Impressions, Louis Guédet, Notaire et Juge de Paix à Reims. Récits et impressions de guerre d'un civil rémois 1914-1919, journal retranscrit par François-Xavier Guédet son petit-fils

Paul Hess

26 avril 1917 – Bombardement dans la matinée et reprise violente vers le boulevard de Saint-Marceaux, de 13 h à 14 h 1/2.

Informé qu’un incendie s’est déclaré hier, à 19 h au n° 2 de la place Amélie-Doublié (angle de la rue Docteur-Thomas), je vais me rendre compte. Il ne reste que les murs de cette maison qui nous était bien connue et dans laquelle ma sœur et moi, nous sommes réfugiés longtemps pour y passer les nuits, quand nous habitions le quartier ; le feu progresse sur la rue Docteur-Thomas.

Paul Hess dans Reims pendant la guerre de 1914-1918, éd. Anthropos


Cardinal Luçon

Jeudi 26 – + 4°. Visite à la Cathédrale avec M. Sainsaulieu. Rapporté un demi-culot d’obus 305. Vu le cratère de l’obus non-éclaté. Il a enfoncé la voûte de la basse-nef sud, a disloqué le dallage, et disparu dans la terre du trou creusé par lui. Bombes à différentes heures. De 7 h. 30 à 8 h., bombes sifflantes (sur batteries ?). Nuit relativement tranquille ; rien entendu.

Cardinal Luçon dans son Journal de la Guerre 1914-1918, éd. par L’Académie Nationale de Reims – 1998 – TAR volume 173

Jeudi 26 avril

Entre Somme et Oise, calme relatif.

Un commencement de bombardement de nos tranchées près de la Fère a été arrêté net par la riposte de notre artillerie.

Dans la région de l’Aisne, nous avons réalisé quelques progrès au sud-est de Cerny-en-Laonnois, et fait des prisonniers.

Au nord de Vauxaillon, une attaque allemande sur nos tranchées a été enrayée par nos feux d’artillerie et de mitrailleuses.

Les Allemands ont subi un sanglant échec dans une attaque sur la ferme Hurtebise. Arrêtés une première fois par nos feux, ils ont repris peu après leur assaut. Une contre-attaque vigoureuse les a rejetés sur leurs lignes. Notre artillerie a pris sous son feu et dispersé d’importants rassemblements au nord du plateau de Vauclec.

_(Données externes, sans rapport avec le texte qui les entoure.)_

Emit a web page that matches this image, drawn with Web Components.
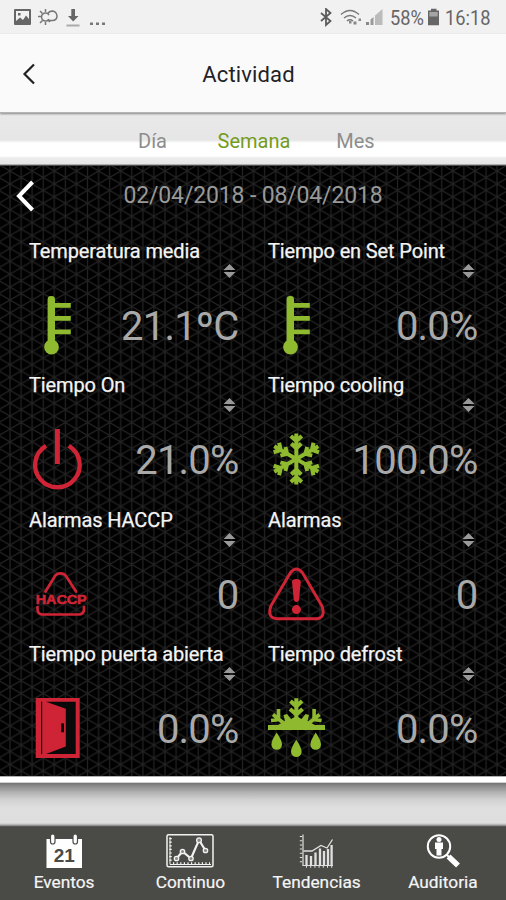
<!DOCTYPE html>
<html lang="es">
<head>
<meta charset="utf-8">
<meta name="viewport" content="width=device-width, initial-scale=1">
<title>Actividad</title>
<style>
  body {
    margin: 0;
    font-family: Roboto, "Noto Sans", sans-serif;
    background: #dedede;
    overflow: hidden;
  }
</style>
</head>
<body>
<activity-app></activity-app>

<script>
const ARM = '<path d="M0 0V-25.5M-5.5-23L0-18L5.5-23M-5-15.500L0-10.500L5-15.500"/>';

// Iconos de las tarjetas, todos en un lienzo de 60x60
const ICONS = {
  thermometer: `
    <g fill="#8fb92f">
      <rect x="18.6" y="0" width="7.4" height="52" rx="3.4"/>
      <circle cx="22.5" cy="51" r="7.4"/>
      <path d="M25 7h16.8v4.8H25zM25 20h16.8v4.8H25zM25 33.4h16.8v4.8H25z"/>
    </g>`,
  power: `
    <g fill="none" stroke="#cf2435">
      <path stroke-width="4.4" d="M17 15.8A22.3 22.3 0 1 0 39.8 15.8"/>
      <path stroke-width="5" d="M28.4-1V34"/>
    </g>`,
  snow: `
    <g transform="translate(28.3 29)" fill="none" stroke="#8fb92f" stroke-width="4">
      ${[0, 60, 120, 180, 240, 300].map((a) => `<g transform="rotate(${a})">${ARM}</g>`).join("")}
    </g>`,
  haccp: `
    <g fill="none" stroke="#cf2435" stroke-width="2.7" stroke-linecap="round">
      <path d="M16.5 26.5L26 11Q28 8.3 31.5 8.3Q35 8.3 37 11L47 26.5"/>
      <path d="M8.5 42V44Q8.5 49.5 14 49.5H49.5Q55 49.5 55 44V42"/>
    </g>
    <text x="6.7" y="39.3" textLength="51" lengthAdjust="spacingAndGlyphs" fill="#cf2435" stroke="#cf2435" stroke-width=".6" font-family="Liberation Sans, sans-serif" font-weight="700" font-size="13">HACCP</text>`,
  alert: `
    <path fill="none" stroke="#cf2435" stroke-width="3" d="M22.2 8Q28.4 0 34.6 8L54 41Q58 53.5 48 53.8H9Q-1 53.5 2.8 41Z"/>
    <path fill="#cf2435" d="M24 17Q24 14 28.4 14Q32.8 14 32.8 17L31 35Q30.6 37 28.4 37Q26.2 37 25.8 35Z"/>
    <circle cx="28.4" cy="44.6" r="4.5" fill="#cf2435"/>`,
  door: `
    <rect x="6.7" y="-1" width="44" height="60" fill="#cf2435"/>
    <path fill="#0a0a0a" d="M17 2.7H46.7V55H17L36.8 47.5V9.8Z"/>
    <path stroke="#0a0a0a" stroke-width="1.2" d="M12.6 2.7V55"/>
    <rect x="32.2" y="24.3" width="2.8" height="9" fill="#0a0a0a"/>`,
  defrost: `
    <g fill="none" stroke="#8fb92f" stroke-width="4">
      <path d="M28.3-.7V27M22.5 2L28.3 7.5L34.1 2M22 10L28.3 15.5L34.6 10"/>
      <path d="M18 26L5 15.5M10.500 10V19.500M3 21.500L12.500 20.500M38.600 26L51.600 15.500M46.100 10V19.500M53.600 21.500L44.100 20.500" stroke-width="3.6"/>
    </g>
    <g fill="#8fb92f">
      <path d="M0 26H10L17 22L15.500 16L19 15L23 20L28.300 17L33.500 20L37.500 15L41 16L39.500 22L47 26H57V31H0Z"/>
      <path id="drop" d="M8.700 33.500Q3.400 41.500 3.400 45.500A5.300 5.300 0 0 0 14 45.500Q14 41.500 8.700 33.500Z"/>
      <use href="#drop" x="19.600" y="7.200"/>
      <use href="#drop" x="39"/>
    </g>`,
};

const NAV_ICONS = {
  events: `
    <path fill="#fff" d="M6.500 5H42V34H6.500Z"/>
    <g fill="#fff" stroke="#4a4a47" stroke-width="1.200">
      <rect x="10.500" y="0" width="4.500" height="10" rx="2.200"/>
      <rect x="33" y="0" width="4.500" height="10" rx="2.200"/>
    </g>
    <text x="24.200" y="27.500" text-anchor="middle" fill="#4a4a47" font-family="Liberation Sans, sans-serif" font-weight="700" font-size="19">21</text>`,
  continuous: `
    <g fill="none" stroke="#f2f2f2">
      <rect x="1" y=".8" width="46" height="32" rx="1.500" stroke-width="1.500"/>
      <path stroke-width="1" d="M4 3V30.500H45"/>
      <path stroke-width="2.500" stroke-dasharray="1.200 2.400" d="M4.500 4V28M7 29.500H44"/>
      <path stroke-width="2.200" d="M10.500 24.500L16.500 17.500L25 24.500L33 6L39.500 16.500"/>
    </g>
    <g fill="#8a8a87" stroke="#f2f2f2" stroke-width="1.300">
      <circle cx="10.500" cy="24.500" r="2.200"/><circle cx="16.500" cy="17.500" r="2.200"/>
      <circle cx="25" cy="24.500" r="2.200"/><circle cx="33" cy="6.200" r="2.400"/>
      <circle cx="39.500" cy="16.500" r="2.200"/>
    </g>`,
  trends: `
    <g fill="none" stroke="#e0e0e0">
      <path stroke-width="1.200" d="M10 .5V31.500H40"/>
      <path stroke-width="2.400" stroke-dasharray="1 3.200" d="M8 2V30M13 32.500H40"/>
      <path stroke-width="2.300" d="M13.500 31V21M18 31V22M22.500 31V18.500M27 31V14.500M31 31V17M35 31V15M38.600 31V11"/>
      <path stroke-width="1.300" d="M10.500 17L19 17L28 11.500L34 14L39.500 5.500"/>
    </g>`,
  audit: `
    <g fill="none" stroke="#fff">
      <circle cx="20" cy="12.500" r="11.200" stroke-width="2"/>
      <path stroke-width="2" d="M27.500 20.500L31 24"/>
      <path stroke-width="5.600" d="M29.500 22.500L39 31.500"/>
    </g>
    <g fill="#fff">
      <circle cx="20" cy="5.500" r="2.500"/>
      <path d="M16 8.500H24V15H22.500V21.500H17.500V15H16Z"/>
    </g>`,
};

// Base: vuelca la plantilla de cada componente en su shadow root
class BaseElement extends HTMLElement {
  constructor() {
    super();
    this.attachShadow({ mode: "open" });
  }
  connectedCallback() {
    this.shadowRoot.innerHTML = this.template();
  }
}

class StatusBar extends BaseElement {
  template() {
    return `
      <style>
        :host {
          display: flex; justify-content: space-between; box-sizing: border-box;
          height: 34px; padding: 8px 15px 0 14px; background: #f1f1f1; color: #666;
        }
        .side { display: flex; height: 20px; align-items: center; }
        svg { display: block; }
        .text { width: 35px; font-size: 21px; line-height: 20px; white-space: nowrap; }
        .text span { display: block; transform: scaleX(.87); transform-origin: 0 50%; }
        .time { width: 46px; }
      </style>
      <div class="side">
        <svg width="94" height="20" viewBox="0 0 94 20">
          <path fill="#666" fill-rule="evenodd" d="M1 1H16Q17 1 17 2V16Q17 17 16 17H1Q0 17 0 16V2Q0 1 1 1ZM2 3V13L6 9.500L9 12L12 7.500L15 11V3ZM4 5H6.500V7.500H4Z"/>
          <g fill="none" stroke="#777" stroke-width="1.500">
            <path d="M33 12.500H39Q43 12 43 8Q42.500 3.500 38.500 3Q35 3 33.500 6"/>
            <path d="M35 11A4 4 0 1 1 35 7"/>
            <path d="M24 8.500H27M26 3L28.500 5.500M31.500 1V4M26 15L28.500 12.500M31.500 14V17M36 14L34.500 12.500"/>
          </g>
          <path fill="#666" d="M57.300 1H61V8H64.500L59.200 13.500L54 8H57.300Z"/>
          <path fill="#aaa" d="M52.500 16.500H65.500V18.500H52.500Z"/>
          <path fill="#777" d="M76 14.500h3v2.500h-3zM82 14.500h3v2.500h-3zM88 14.500h3v2.500h-3z"/>
        </svg>
      </div>
      <div class="side">
        <svg width="70" height="20" viewBox="1 0 70 20">
          <path fill="none" stroke="#5c5c5c" stroke-width="1.800" d="M2 5L11.500 13L7 17V1L11.500 5L2 13"/>
          <g fill="none" stroke="#777" stroke-width="1.500">
            <path d="M22 6.500Q31 -1.500 40 6.500"/><path d="M25 10Q31 5 37 10"/><path d="M28 13Q31 10.500 34 13"/>
          </g>
          <path fill="#888" d="M30 13h2.500v2.500H30zM34.500 13.500h3v3h-3zM39.500 10.500h2.500v2.500h-2.500zM47 14h3v3h-3z"/>
          <path fill="#999" d="M51.500 11.500L54.500 9V17H51.500Z"/>
          <path fill="#bbb" d="M56 7.500L63.500 1V17H56Z"/>
        </svg>
        <div class="text"><span>58%</span></div>
        <svg width="20" height="20" viewBox="0 0 20 20">
          <path fill="#666" fill-rule="evenodd" d="M6 .8H11.500V2.500H14V17.300H3V2.500H6Z"/>
          <path fill="#a5a5a5" d="M4.300 4H12.700V8.500H4.300Z"/>
        </svg>
        <div class="text time"><span>16:18</span></div>
      </div>`;
  }
}

class AppHeader extends BaseElement {
  template() {
    return `
      <style>
        :host {
          display: grid; grid-template-columns: 60px 1fr 60px; align-items: center;
          box-sizing: border-box; height: 79px; padding-top: 2px; background: #fafafa;
          border-bottom: 1px solid #b4b4b4; box-shadow: 0 1px 2px #888; z-index: 1; position: relative;
        }
        h1 {
          margin: 2px 0 0 -9px; text-align: center; font-size: 22px; font-weight: 400;
          line-height: 28px; color: #1f2226; letter-spacing: .15px;
        }
        h1 { margin-left: -9px; }
        svg { display: block; margin-left: 21px; }
      </style>
      <svg width="16" height="22" viewBox="0 0 16 22"><path d="M13 1.500L3.500 11L13 20.500" fill="none" stroke="#222" stroke-width="2.200"/></svg>
      <h1><slot></slot></h1>`;
  }
}

class PeriodTabs extends BaseElement {
  template() {
    return `
      <style>
        :host {
          display: flex; justify-content: center; box-sizing: border-box; height: 53px;
          padding: 16px 0 0 2px; font-size: 20px; line-height: 24px; color: #8d8d8d;
          background: linear-gradient(#e9e9e9 0, #e6e6e6 27px, #fff 30px, #fff 43px, #ececec 45px, #e6e6e6 51px, #777 52px, #222 53px);
        }
      </style>
      <slot></slot>`;
  }
}

class PeriodTab extends BaseElement {
  template() {
    return `
      <style>
        :host { display: block; width: 101.500px; text-align: center; }
        :host([active]) { color: #749c1c; }
      </style>
      <slot></slot>`;
  }
}

class MetricCard extends BaseElement {
  template() {
    return `
      <style>
        :host {
          display: grid; grid-template-columns: 60px 1fr; grid-template-rows: 22px 18px 1fr;
          min-width: 0;
        }
        .title {
          grid-column: 1 / 3; font-size: 20px; line-height: 22px; letter-spacing: -.13px;
          color: #f4f4f4; -webkit-text-stroke: .25px #f4f4f4; white-space: nowrap;
        }
        .sort { grid-column: 2; justify-self: end; margin: 2px 4px 0 0; }
        .icon { grid-column: 1; margin-top: 16px; overflow: visible; }
        .value {
          margin-top: 23px; padding-right: 1.500px; text-align: right; font-size: 40px; line-height: 48px;
          letter-spacing: -.8px; color: #a9a9a9; white-space: nowrap;
        }
      </style>
      <div class="title">${this.getAttribute("name")}</div>
      <svg class="sort" width="13" height="14" viewBox="0 0 13 14">
        <path fill="#999" d="M6.500 0L12.500 6H.5ZM.5 8H12.500L6.500 14Z"/>
      </svg>
      <svg class="icon" width="60" height="60" viewBox="0 0 60 60">${ICONS[this.getAttribute("icon")]}</svg>
      <div class="value">${this.getAttribute("value")}</div>`;
  }
}

class MetricsPanel extends BaseElement {
  template() {
    return `
      <style>
        :host {
          display: grid; grid-template-rows: 74px 1fr; box-sizing: border-box;
          height: 610px; position: relative; background: #000;
        }
        .mesh { position: absolute; inset: 0; width: 100%; height: 100%; }
        .dates, .grid { position: relative; }
        .dates {
          display: grid; grid-template-columns: 60px 1fr 60px; padding: 16px 0 0;
          color: #999; font-size: 23px; line-height: 28px; letter-spacing: -.15px; text-align: center;
        }
        .dates svg { margin: -2px 0 0 15px; }
        .grid {
          display: grid; grid-template-columns: 211px 211px; grid-template-rows: repeat(4, 134.300px);
          column-gap: 28px; padding-left: 29px;
        }
      </style>
      <svg class="mesh">
        <defs>
          <pattern id="tri" x="10" y="5" width="22.140" height="12.900" patternUnits="userSpaceOnUse">
            <path d="M0 0V12.900M22.140 0V12.900M11.070 0V12.900M0 0L22.140 12.900M22.140 0L0 12.900" fill="none" stroke="#222" stroke-width="1.300"/>
          </pattern>
        </defs>
        <rect width="100%" height="100%" fill="url(#tri)"/>
      </svg>
      <div class="dates">
        <svg width="22" height="32" viewBox="0 0 22 32"><path d="M17.500 2L4 16L17.500 30" fill="none" stroke="#fff" stroke-width="4"/></svg>
        <span>${this.getAttribute("range")}</span>
      </div>
      <div class="grid"><slot></slot></div>`;
  }
}

class BottomNav extends BaseElement {
  template() {
    return `
      <style>
        :host { display: block; }
        .shade {
          height: 51px;
          background: linear-gradient(#888 0, #fff 1.500px, #fff 6px, #777 7.500px, #8b8b8b 10px, #b5b5b5 17px, #d2d2d2 24px, #dfdfdf 32px, #dedede 47px, #aaa 49px, #3c3c3a 51px);
        }
        nav { display: flex; height: 73px; padding-left: 1px; background: #4a4a47; }
      </style>
      <div class="shade"></div>
      <nav><slot></slot></nav>`;
  }
}

class NavItem extends BaseElement {
  template() {
    return `
      <style>
        :host {
          display: flex; flex-direction: column; align-items: center; flex: 1 1 0;
          padding-top: 7px; gap: 3px; color: #f5f5f5; font-size: 17.300px; line-height: 22px;
          -webkit-text-stroke: .2px #f5f5f5;
        }
        svg { overflow: visible; -webkit-text-stroke: 0; }
      </style>
      <svg width="48" height="34" viewBox="0 0 48 34">${NAV_ICONS[this.getAttribute("icon")]}</svg>
      <span><slot></slot></span>`;
  }
}

class ActivityApp extends BaseElement {
  template() {
    return `
      <style>
        :host { display: flex; flex-direction: column; width: 506px; height: 900px; overflow: hidden; }
      </style>
      <status-bar></status-bar>
      <app-header>Actividad</app-header>
      <period-tabs>
        <period-tab>Día</period-tab>
        <period-tab active>Semana</period-tab>
        <period-tab>Mes</period-tab>
      </period-tabs>
      <metrics-panel range="02/04/2018 - 08/04/2018">
        <metric-card name="Temperatura media" icon="thermometer" value="21.1ºC"></metric-card>
        <metric-card name="Tiempo en Set Point" icon="thermometer" value="0.0%"></metric-card>
        <metric-card name="Tiempo On" icon="power" value="21.0%"></metric-card>
        <metric-card name="Tiempo cooling" icon="snow" value="100.0%"></metric-card>
        <metric-card name="Alarmas HACCP" icon="haccp" value="0"></metric-card>
        <metric-card name="Alarmas" icon="alert" value="0"></metric-card>
        <metric-card name="Tiempo puerta abierta" icon="door" value="0.0%"></metric-card>
        <metric-card name="Tiempo defrost" icon="defrost" value="0.0%"></metric-card>
      </metrics-panel>
      <bottom-nav>
        <nav-item icon="events">Eventos</nav-item>
        <nav-item icon="continuous">Continuo</nav-item>
        <nav-item icon="trends">Tendencias</nav-item>
        <nav-item icon="audit">Auditoria</nav-item>
      </bottom-nav>`;
  }
}

customElements.define("status-bar", StatusBar);
customElements.define("app-header", AppHeader);
customElements.define("period-tabs", PeriodTabs);
customElements.define("period-tab", PeriodTab);
customElements.define("metric-card", MetricCard);
customElements.define("metrics-panel", MetricsPanel);
customElements.define("bottom-nav", BottomNav);
customElements.define("nav-item", NavItem);
customElements.define("activity-app", ActivityApp);
</script>
</body>
</html>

Les Anglais ont pris le hameau de Bithens, au nord-est de Trescault, à l’est du bois d’Avrincourt. Un combat s’est engagé sur toute l’étendue du front, entre le Cojeul et la Scarpe. Nos alliés ont progressé. Depuis le 23, ils ont fait 3029 prisonniers, dont 56 officiers.

Un croiseur russe a disparu en mer Noire.

Des aviateurs anglais ont coulé un contre-torpilleur allemand. Un de nos torpilleurs a coulé au cours d’un engagement au large de Dunkerque. On ignore les pertes allemandes.